**Description of the task**
Reproduce the listing below word for word, with no pictures.

══ Exercise materials ══

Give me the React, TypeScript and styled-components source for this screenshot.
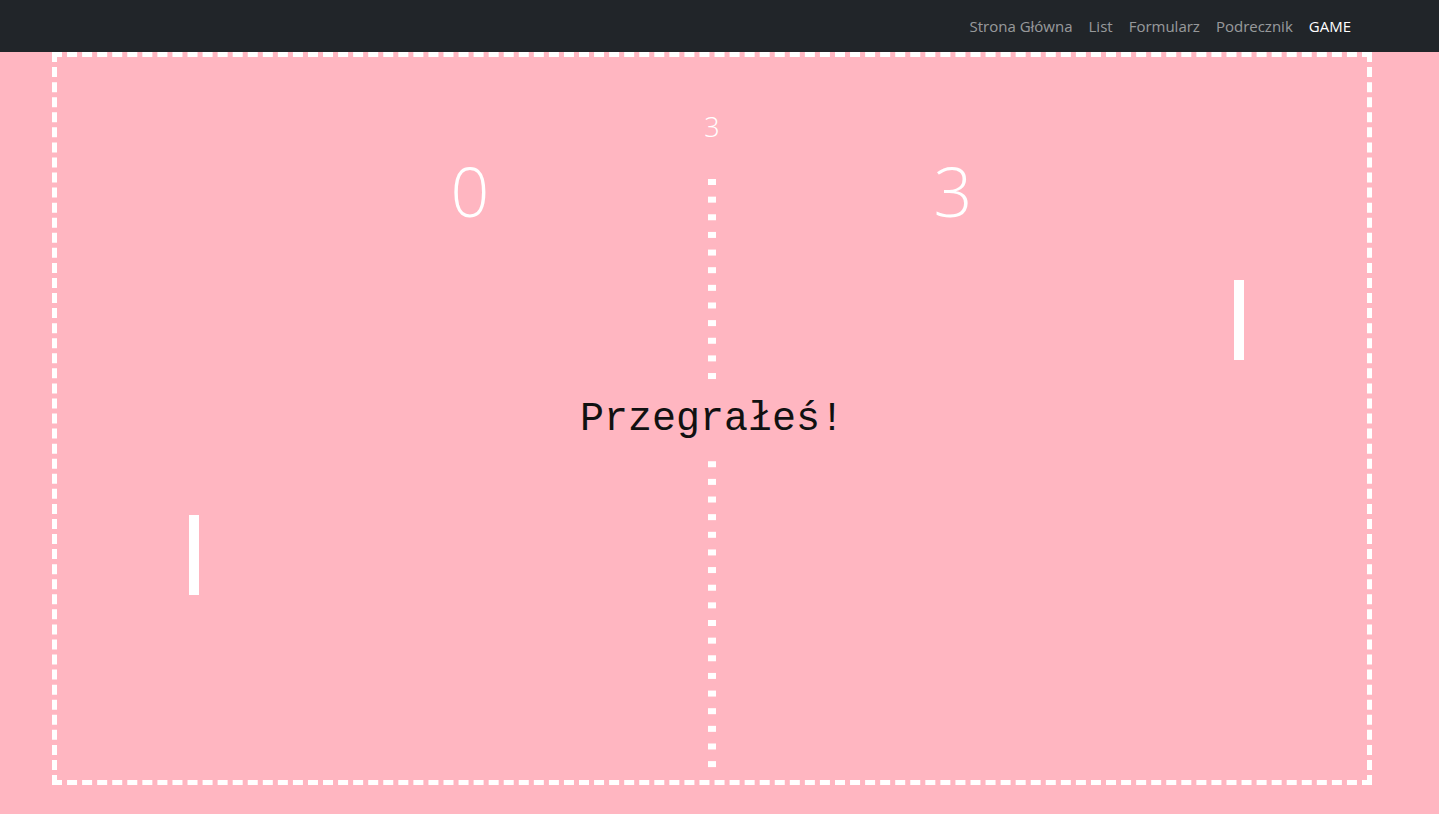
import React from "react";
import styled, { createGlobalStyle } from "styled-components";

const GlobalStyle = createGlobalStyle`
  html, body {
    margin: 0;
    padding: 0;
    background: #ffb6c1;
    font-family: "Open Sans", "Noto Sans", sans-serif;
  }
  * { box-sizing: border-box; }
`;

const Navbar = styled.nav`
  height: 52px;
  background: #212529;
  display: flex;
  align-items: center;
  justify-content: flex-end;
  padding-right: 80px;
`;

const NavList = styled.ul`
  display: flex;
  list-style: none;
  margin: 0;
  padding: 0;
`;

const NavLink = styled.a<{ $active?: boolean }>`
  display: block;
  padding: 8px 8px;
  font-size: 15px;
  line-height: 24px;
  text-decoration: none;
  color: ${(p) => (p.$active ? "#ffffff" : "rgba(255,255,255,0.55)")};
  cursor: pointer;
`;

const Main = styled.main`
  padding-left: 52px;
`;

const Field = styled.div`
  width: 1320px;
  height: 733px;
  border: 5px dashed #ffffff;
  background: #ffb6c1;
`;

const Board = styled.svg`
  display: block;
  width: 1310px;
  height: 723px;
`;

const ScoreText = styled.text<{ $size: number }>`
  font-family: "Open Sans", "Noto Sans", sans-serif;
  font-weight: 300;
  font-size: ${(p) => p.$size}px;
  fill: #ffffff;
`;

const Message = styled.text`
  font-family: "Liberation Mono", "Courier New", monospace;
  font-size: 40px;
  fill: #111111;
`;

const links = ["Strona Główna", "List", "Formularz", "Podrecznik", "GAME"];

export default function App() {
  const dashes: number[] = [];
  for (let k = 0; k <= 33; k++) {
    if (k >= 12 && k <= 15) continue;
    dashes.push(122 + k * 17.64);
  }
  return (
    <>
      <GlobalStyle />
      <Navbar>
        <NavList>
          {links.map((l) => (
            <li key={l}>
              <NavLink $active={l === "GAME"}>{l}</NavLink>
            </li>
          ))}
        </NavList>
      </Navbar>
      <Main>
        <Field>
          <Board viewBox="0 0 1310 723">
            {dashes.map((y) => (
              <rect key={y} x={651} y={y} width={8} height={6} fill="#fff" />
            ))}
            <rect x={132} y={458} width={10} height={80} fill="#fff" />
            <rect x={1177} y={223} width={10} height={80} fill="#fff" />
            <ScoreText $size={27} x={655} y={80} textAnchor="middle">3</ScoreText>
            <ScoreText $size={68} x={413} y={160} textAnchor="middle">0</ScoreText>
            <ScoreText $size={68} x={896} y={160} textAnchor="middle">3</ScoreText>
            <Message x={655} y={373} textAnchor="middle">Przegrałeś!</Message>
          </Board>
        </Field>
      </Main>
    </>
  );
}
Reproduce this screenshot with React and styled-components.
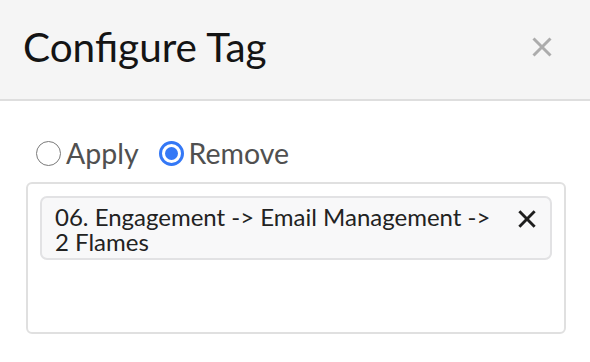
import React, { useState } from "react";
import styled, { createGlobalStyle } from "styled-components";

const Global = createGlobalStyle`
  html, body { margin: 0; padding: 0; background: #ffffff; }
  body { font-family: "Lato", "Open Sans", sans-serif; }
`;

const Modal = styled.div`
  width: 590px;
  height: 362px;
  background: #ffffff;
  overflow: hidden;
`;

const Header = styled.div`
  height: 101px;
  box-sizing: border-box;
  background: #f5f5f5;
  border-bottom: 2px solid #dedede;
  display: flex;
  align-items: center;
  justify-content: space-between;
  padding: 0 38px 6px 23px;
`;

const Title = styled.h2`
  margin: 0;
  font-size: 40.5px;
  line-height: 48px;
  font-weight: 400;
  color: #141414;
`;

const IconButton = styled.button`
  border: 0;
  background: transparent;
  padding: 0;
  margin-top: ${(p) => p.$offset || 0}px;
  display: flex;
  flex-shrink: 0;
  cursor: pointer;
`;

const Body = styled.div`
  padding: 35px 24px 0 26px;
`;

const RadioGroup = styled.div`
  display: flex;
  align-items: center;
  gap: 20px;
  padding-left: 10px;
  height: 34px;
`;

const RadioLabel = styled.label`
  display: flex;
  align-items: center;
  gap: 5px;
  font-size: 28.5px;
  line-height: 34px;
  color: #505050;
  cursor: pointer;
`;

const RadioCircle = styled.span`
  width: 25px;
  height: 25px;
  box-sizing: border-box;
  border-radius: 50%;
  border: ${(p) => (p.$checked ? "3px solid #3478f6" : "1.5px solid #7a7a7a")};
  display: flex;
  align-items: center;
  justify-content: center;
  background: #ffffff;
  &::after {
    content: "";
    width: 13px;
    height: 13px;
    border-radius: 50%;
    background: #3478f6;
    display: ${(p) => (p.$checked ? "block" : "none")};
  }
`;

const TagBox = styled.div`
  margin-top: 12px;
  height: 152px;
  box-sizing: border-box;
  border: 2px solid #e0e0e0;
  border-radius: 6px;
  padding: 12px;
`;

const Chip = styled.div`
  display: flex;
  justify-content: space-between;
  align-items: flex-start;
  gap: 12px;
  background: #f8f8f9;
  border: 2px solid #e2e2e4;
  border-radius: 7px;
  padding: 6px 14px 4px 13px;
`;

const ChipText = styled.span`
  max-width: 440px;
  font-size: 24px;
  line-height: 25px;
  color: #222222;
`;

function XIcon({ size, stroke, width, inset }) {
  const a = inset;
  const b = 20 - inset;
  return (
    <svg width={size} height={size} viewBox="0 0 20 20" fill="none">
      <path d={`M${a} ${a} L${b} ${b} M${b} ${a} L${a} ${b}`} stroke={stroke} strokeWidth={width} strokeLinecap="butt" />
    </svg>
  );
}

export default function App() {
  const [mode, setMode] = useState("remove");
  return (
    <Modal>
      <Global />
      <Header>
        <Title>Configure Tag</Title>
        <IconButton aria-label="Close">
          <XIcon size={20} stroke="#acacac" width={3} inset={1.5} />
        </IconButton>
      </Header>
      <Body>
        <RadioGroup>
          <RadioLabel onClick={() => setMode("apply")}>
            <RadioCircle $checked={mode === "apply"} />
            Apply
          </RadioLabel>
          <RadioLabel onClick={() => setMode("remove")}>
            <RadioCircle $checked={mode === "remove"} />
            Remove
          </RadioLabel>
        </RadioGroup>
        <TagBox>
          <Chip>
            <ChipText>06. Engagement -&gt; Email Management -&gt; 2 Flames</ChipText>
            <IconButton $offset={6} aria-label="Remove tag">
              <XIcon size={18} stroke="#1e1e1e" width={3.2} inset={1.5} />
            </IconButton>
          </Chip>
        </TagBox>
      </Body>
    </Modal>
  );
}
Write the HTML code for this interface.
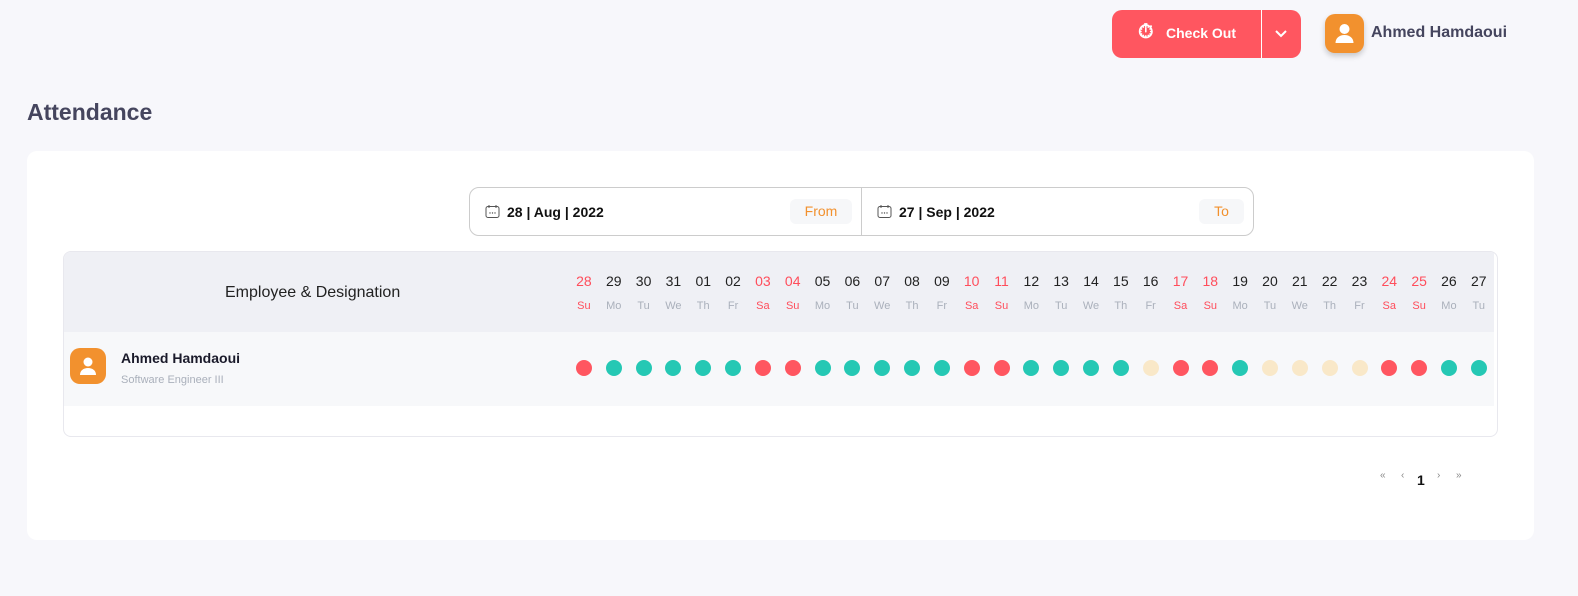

═══

**Solution below**
Give me the React, TypeScript and styled-components source for this screenshot.
import React from "react";
import styled, { createGlobalStyle } from "styled-components";

const GlobalStyle = createGlobalStyle`
  html, body {
    margin: 0;
    padding: 0;
    background: #ffb6c1;
    font-family: "Open Sans", "Noto Sans", sans-serif;
  }
  * { box-sizing: border-box; }
`;

const Navbar = styled.nav`
  height: 52px;
  background: #212529;
  display: flex;
  align-items: center;
  justify-content: flex-end;
  padding-right: 80px;
`;

const NavList = styled.ul`
  display: flex;
  list-style: none;
  margin: 0;
  padding: 0;
`;

const NavLink = styled.a<{ $active?: boolean }>`
  display: block;
  padding: 8px 8px;
  font-size: 15px;
  line-height: 24px;
  text-decoration: none;
  color: ${(p) => (p.$active ? "#ffffff" : "rgba(255,255,255,0.55)")};
  cursor: pointer;
`;

const Main = styled.main`
  padding-left: 52px;
`;

const Field = styled.div`
  width: 1320px;
  height: 733px;
  border: 5px dashed #ffffff;
  background: #ffb6c1;
`;

const Board = styled.svg`
  display: block;
  width: 1310px;
  height: 723px;
`;

const ScoreText = styled.text<{ $size: number }>`
  font-family: "Open Sans", "Noto Sans", sans-serif;
  font-weight: 300;
  font-size: ${(p) => p.$size}px;
  fill: #ffffff;
`;

const Message = styled.text`
  font-family: "Liberation Mono", "Courier New", monospace;
  font-size: 40px;
  fill: #111111;
`;

const links = ["Strona Główna", "List", "Formularz", "Podrecznik", "GAME"];

export default function App() {
  const dashes: number[] = [];
  for (let k = 0; k <= 33; k++) {
    if (k >= 12 && k <= 15) continue;
    dashes.push(122 + k * 17.64);
  }
  return (
    <>
      <GlobalStyle />
      <Navbar>
        <NavList>
          {links.map((l) => (
            <li key={l}>
              <NavLink $active={l === "GAME"}>{l}</NavLink>
            </li>
          ))}
        </NavList>
      </Navbar>
      <Main>
        <Field>
          <Board viewBox="0 0 1310 723">
            {dashes.map((y) => (
              <rect key={y} x={651} y={y} width={8} height={6} fill="#fff" />
            ))}
            <rect x={132} y={458} width={10} height={80} fill="#fff" />
            <rect x={1177} y={223} width={10} height={80} fill="#fff" />
            <ScoreText $size={27} x={655} y={80} textAnchor="middle">3</ScoreText>
            <ScoreText $size={68} x={413} y={160} textAnchor="middle">0</ScoreText>
            <ScoreText $size={68} x={896} y={160} textAnchor="middle">3</ScoreText>
            <Message x={655} y={373} textAnchor="middle">Przegrałeś!</Message>
          </Board>
        </Field>
      </Main>
    </>
  );
}
Reproduce this screenshot with React and styled-components.
import React, { useState } from "react";
import styled, { createGlobalStyle } from "styled-components";

const Global = createGlobalStyle`
  html, body { margin: 0; padding: 0; background: #ffffff; }
  body { font-family: "Lato", "Open Sans", sans-serif; }
`;

const Modal = styled.div`
  width: 590px;
  height: 362px;
  background: #ffffff;
  overflow: hidden;
`;

const Header = styled.div`
  height: 101px;
  box-sizing: border-box;
  background: #f5f5f5;
  border-bottom: 2px solid #dedede;
  display: flex;
  align-items: center;
  justify-content: space-between;
  padding: 0 38px 6px 23px;
`;

const Title = styled.h2`
  margin: 0;
  font-size: 40.5px;
  line-height: 48px;
  font-weight: 400;
  color: #141414;
`;

const IconButton = styled.button`
  border: 0;
  background: transparent;
  padding: 0;
  margin-top: ${(p) => p.$offset || 0}px;
  display: flex;
  flex-shrink: 0;
  cursor: pointer;
`;

const Body = styled.div`
  padding: 35px 24px 0 26px;
`;

const RadioGroup = styled.div`
  display: flex;
  align-items: center;
  gap: 20px;
  padding-left: 10px;
  height: 34px;
`;

const RadioLabel = styled.label`
  display: flex;
  align-items: center;
  gap: 5px;
  font-size: 28.5px;
  line-height: 34px;
  color: #505050;
  cursor: pointer;
`;

const RadioCircle = styled.span`
  width: 25px;
  height: 25px;
  box-sizing: border-box;
  border-radius: 50%;
  border: ${(p) => (p.$checked ? "3px solid #3478f6" : "1.5px solid #7a7a7a")};
  display: flex;
  align-items: center;
  justify-content: center;
  background: #ffffff;
  &::after {
    content: "";
    width: 13px;
    height: 13px;
    border-radius: 50%;
    background: #3478f6;
    display: ${(p) => (p.$checked ? "block" : "none")};
  }
`;

const TagBox = styled.div`
  margin-top: 12px;
  height: 152px;
  box-sizing: border-box;
  border: 2px solid #e0e0e0;
  border-radius: 6px;
  padding: 12px;
`;

const Chip = styled.div`
  display: flex;
  justify-content: space-between;
  align-items: flex-start;
  gap: 12px;
  background: #f8f8f9;
  border: 2px solid #e2e2e4;
  border-radius: 7px;
  padding: 6px 14px 4px 13px;
`;

const ChipText = styled.span`
  max-width: 440px;
  font-size: 24px;
  line-height: 25px;
  color: #222222;
`;

function XIcon({ size, stroke, width, inset }) {
  const a = inset;
  const b = 20 - inset;
  return (
    <svg width={size} height={size} viewBox="0 0 20 20" fill="none">
      <path d={`M${a} ${a} L${b} ${b} M${b} ${a} L${a} ${b}`} stroke={stroke} strokeWidth={width} strokeLinecap="butt" />
    </svg>
  );
}

export default function App() {
  const [mode, setMode] = useState("remove");
  return (
    <Modal>
      <Global />
      <Header>
        <Title>Configure Tag</Title>
        <IconButton aria-label="Close">
          <XIcon size={20} stroke="#acacac" width={3} inset={1.5} />
        </IconButton>
      </Header>
      <Body>
        <RadioGroup>
          <RadioLabel onClick={() => setMode("apply")}>
            <RadioCircle $checked={mode === "apply"} />
            Apply
          </RadioLabel>
          <RadioLabel onClick={() => setMode("remove")}>
            <RadioCircle $checked={mode === "remove"} />
            Remove
          </RadioLabel>
        </RadioGroup>
        <TagBox>
          <Chip>
            <ChipText>06. Engagement -&gt; Email Management -&gt; 2 Flames</ChipText>
            <IconButton $offset={6} aria-label="Remove tag">
              <XIcon size={18} stroke="#1e1e1e" width={3.2} inset={1.5} />
            </IconButton>
          </Chip>
        </TagBox>
      </Body>
    </Modal>
  );
}
Write the HTML code for this interface.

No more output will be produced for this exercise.